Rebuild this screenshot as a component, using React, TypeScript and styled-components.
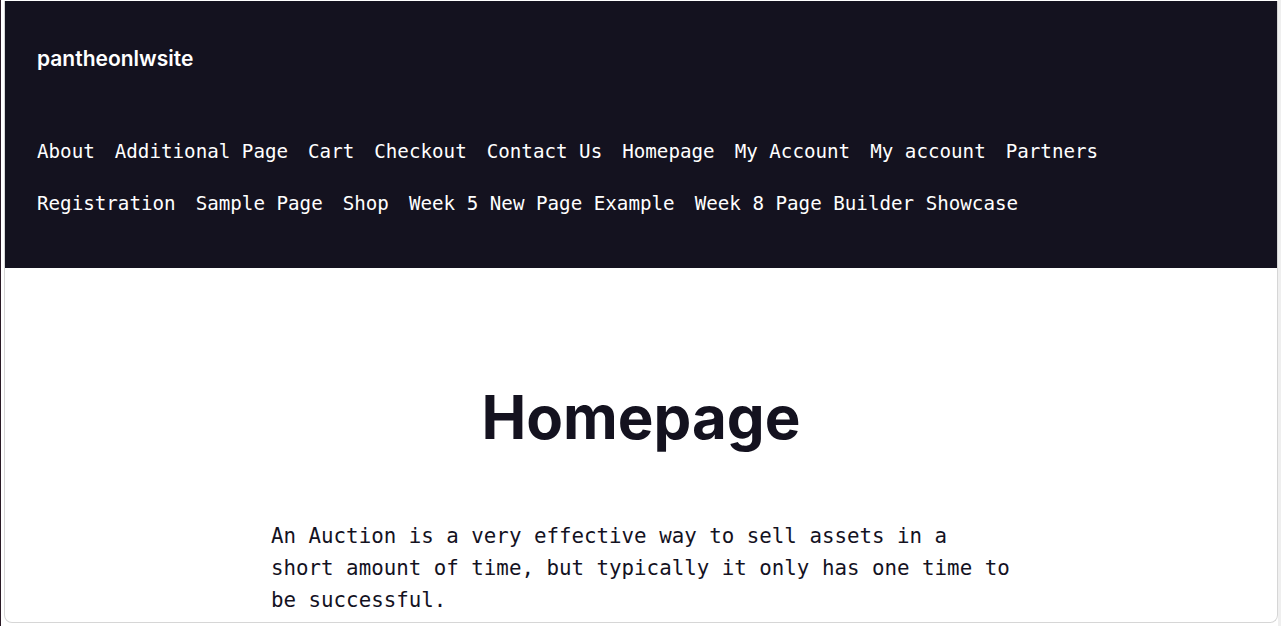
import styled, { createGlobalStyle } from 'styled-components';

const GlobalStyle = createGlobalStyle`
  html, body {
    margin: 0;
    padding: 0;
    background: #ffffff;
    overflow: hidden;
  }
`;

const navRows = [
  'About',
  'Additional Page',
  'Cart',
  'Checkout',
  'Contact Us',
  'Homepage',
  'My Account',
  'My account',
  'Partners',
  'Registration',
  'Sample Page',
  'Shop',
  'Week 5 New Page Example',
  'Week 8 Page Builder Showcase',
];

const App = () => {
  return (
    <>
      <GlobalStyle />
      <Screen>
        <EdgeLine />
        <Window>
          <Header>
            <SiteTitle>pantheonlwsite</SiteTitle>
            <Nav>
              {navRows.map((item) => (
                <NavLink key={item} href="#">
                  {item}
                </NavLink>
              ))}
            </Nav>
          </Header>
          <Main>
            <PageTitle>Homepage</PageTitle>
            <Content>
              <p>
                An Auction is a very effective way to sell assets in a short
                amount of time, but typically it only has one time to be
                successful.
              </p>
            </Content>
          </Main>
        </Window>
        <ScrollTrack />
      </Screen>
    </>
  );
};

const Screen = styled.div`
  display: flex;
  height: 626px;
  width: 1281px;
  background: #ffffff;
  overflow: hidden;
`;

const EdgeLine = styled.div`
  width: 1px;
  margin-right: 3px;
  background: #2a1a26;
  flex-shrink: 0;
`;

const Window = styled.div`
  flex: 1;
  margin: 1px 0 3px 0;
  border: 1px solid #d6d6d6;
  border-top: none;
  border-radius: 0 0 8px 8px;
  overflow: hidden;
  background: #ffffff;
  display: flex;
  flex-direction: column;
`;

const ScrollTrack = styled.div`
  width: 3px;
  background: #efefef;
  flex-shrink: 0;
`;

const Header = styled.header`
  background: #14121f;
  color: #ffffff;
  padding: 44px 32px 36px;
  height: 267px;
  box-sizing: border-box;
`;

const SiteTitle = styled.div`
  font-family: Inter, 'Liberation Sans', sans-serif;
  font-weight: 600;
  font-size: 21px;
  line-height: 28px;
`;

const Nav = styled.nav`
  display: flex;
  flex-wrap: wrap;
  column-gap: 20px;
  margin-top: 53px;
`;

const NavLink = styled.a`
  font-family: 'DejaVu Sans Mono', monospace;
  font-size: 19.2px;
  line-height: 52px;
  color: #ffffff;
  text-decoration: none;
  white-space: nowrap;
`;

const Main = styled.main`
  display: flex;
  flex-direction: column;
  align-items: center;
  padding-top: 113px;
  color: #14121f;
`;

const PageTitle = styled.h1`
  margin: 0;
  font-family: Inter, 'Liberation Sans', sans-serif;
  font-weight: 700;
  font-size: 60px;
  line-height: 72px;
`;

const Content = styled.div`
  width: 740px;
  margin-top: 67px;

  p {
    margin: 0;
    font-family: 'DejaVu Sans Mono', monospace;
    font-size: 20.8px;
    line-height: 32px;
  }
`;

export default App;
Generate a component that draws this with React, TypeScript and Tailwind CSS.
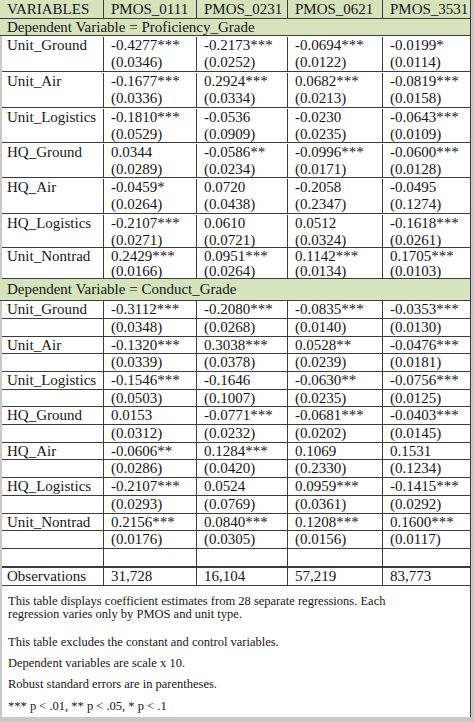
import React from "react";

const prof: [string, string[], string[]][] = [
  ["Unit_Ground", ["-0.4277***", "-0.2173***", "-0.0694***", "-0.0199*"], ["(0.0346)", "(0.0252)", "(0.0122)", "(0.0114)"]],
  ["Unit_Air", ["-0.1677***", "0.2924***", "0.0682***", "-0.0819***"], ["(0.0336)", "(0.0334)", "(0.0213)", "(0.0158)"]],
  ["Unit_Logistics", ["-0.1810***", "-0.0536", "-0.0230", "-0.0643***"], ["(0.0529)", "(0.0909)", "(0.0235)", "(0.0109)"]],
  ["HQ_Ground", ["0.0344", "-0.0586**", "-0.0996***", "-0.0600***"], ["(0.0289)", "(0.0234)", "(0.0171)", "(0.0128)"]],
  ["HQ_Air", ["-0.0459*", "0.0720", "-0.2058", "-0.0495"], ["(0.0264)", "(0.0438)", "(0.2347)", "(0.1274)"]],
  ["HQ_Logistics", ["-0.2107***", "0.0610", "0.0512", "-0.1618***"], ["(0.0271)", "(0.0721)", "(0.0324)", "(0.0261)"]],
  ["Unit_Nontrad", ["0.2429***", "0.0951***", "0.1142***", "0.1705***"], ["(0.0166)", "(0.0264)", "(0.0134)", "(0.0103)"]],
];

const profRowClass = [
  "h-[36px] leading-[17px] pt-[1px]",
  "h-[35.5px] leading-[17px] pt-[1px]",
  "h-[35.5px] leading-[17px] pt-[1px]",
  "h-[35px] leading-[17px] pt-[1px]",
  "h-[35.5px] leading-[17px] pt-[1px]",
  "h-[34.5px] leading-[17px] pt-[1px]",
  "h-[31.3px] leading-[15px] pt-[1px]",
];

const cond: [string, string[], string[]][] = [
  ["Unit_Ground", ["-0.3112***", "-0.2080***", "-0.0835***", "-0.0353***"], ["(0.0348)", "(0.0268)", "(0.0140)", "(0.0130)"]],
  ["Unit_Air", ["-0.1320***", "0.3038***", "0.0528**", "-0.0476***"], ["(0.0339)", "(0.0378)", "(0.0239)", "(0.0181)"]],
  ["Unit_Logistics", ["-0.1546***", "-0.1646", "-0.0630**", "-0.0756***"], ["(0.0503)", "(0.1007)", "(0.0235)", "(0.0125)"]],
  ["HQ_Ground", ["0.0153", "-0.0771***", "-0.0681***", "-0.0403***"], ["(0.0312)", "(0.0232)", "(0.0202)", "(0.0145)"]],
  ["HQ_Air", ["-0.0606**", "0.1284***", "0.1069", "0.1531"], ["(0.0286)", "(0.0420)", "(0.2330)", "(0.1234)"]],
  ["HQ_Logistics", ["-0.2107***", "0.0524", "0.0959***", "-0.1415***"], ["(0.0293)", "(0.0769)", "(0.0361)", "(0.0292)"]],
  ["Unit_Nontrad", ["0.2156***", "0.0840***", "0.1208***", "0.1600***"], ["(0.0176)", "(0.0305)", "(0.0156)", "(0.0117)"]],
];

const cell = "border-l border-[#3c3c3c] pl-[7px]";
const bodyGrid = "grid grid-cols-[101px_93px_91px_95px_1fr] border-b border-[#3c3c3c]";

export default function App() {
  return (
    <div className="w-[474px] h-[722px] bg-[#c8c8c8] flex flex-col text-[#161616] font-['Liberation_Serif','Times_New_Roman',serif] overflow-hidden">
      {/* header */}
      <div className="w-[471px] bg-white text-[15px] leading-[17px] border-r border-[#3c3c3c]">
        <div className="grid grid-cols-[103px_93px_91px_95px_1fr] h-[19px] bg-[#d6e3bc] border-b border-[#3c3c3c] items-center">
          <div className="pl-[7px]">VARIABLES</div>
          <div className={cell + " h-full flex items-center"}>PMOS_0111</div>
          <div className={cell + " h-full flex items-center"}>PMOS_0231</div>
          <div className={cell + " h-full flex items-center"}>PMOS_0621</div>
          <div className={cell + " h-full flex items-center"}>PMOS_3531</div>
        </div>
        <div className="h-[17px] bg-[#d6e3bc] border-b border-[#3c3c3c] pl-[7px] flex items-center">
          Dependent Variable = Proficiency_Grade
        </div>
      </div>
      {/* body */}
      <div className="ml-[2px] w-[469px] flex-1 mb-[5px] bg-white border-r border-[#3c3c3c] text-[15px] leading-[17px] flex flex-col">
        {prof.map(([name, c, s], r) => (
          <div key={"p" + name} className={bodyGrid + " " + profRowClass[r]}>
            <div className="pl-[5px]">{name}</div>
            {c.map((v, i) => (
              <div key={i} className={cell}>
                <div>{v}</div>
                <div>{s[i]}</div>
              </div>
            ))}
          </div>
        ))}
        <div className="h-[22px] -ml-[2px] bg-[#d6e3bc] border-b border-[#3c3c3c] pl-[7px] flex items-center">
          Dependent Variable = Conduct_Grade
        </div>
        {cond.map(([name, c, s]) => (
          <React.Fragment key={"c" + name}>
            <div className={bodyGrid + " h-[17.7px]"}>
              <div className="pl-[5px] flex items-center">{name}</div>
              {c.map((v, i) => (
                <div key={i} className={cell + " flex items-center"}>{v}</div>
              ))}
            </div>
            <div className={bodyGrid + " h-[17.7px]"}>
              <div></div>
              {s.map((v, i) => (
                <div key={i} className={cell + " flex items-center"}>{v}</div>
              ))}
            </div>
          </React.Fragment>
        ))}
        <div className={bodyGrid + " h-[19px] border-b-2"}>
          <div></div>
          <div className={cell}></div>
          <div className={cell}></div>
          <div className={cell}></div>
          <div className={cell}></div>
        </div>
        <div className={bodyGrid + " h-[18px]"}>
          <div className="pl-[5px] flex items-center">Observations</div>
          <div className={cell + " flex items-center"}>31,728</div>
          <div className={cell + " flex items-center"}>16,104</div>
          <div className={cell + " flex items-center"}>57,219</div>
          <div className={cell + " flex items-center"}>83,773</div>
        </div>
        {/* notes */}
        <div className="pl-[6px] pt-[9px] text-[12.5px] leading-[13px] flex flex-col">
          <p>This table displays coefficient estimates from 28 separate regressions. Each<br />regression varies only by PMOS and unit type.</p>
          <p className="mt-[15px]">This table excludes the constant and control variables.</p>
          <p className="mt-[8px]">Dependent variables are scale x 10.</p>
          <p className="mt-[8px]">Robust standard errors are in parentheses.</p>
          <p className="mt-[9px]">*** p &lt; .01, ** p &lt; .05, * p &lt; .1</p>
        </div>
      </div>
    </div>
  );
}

━━━━━━

▶ [Given problem] Reproduce exactly the section that begins with the line containing "Generate a component" and ends with the line containing "import React from". Both boundary lines belong in the copy, but pictures do not.

▶ [Result]
Generate a component that draws this with React, TypeScript and Tailwind CSS.
import React from "react";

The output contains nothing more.